Another contributor to 2011’s price increases is a growing awareness of the investment value in diamonds. The investment market has been mainly focused on better-quality, high-end, D color, internally flawless goods. Investor interest in diamonds was apparent as Harry Winston unveiled its new sales model by establishing a $250 million diamond investment fund in partnership with Diamond Asset Advisors. The fund will source high-quality diamonds from Harry Winston and other companies, which will be used in Harry Winston’s jewelry. The price paid to replace polished diamonds sold by Harry Winston in its finished products will then be used as a basis to determine the market value of the fund.

Rising Rough

While these underlying market strengths bode well for the sustainability of current prices, cutters note the difficult profit margins they work with due to the current high rough prices. De Beers Diamond Trading Company (DTC) raised prices at its June sight, primarily on better-quality rough goods above 2 carats, while smaller and cheaper Indian goods remained relatively stable.

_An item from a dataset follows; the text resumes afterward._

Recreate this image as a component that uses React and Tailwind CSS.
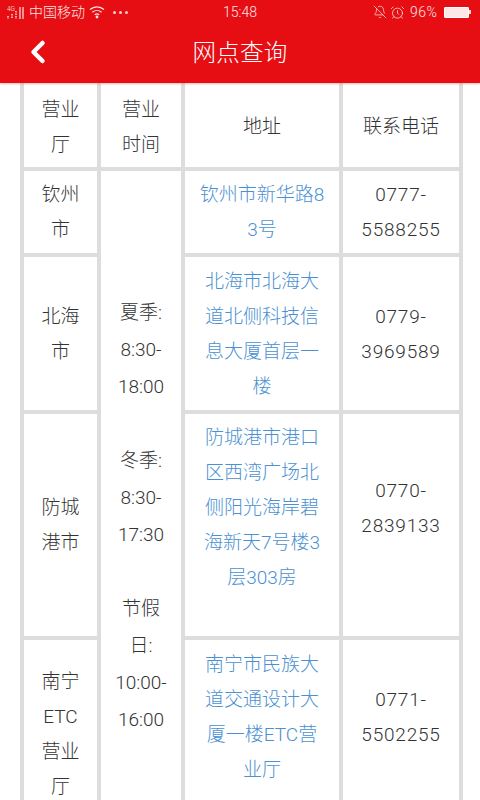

Reports indicated that premiums in the trading centers remained strong after the sight. In addition, De Beers reported continued strong demand at its May/June Diamdel auctions, with demand for large 2 carat-plus, grainers and smalls rising again from the levels seen during the previous sales cycle.

In this environment, it is natural for polished cutters and dealers to question whether rough prices can continue to rise in the months to come at the pace they did in the first half of this year. As long as rough prices continue to rise, they are expected to pressure the polished market to follow. While sellers have been encouraged by the willingness of buyers to meet their prices so far, there is a lingering concern whether this will endure through the second half of the year, particularly as U.S. consumers budget for Christmas. Despite that concern, diamond dealers point to the stability of rough, and subsequently polished, in the second half of 2010, which helped feed the current confidence, and they hope history will repeat itself.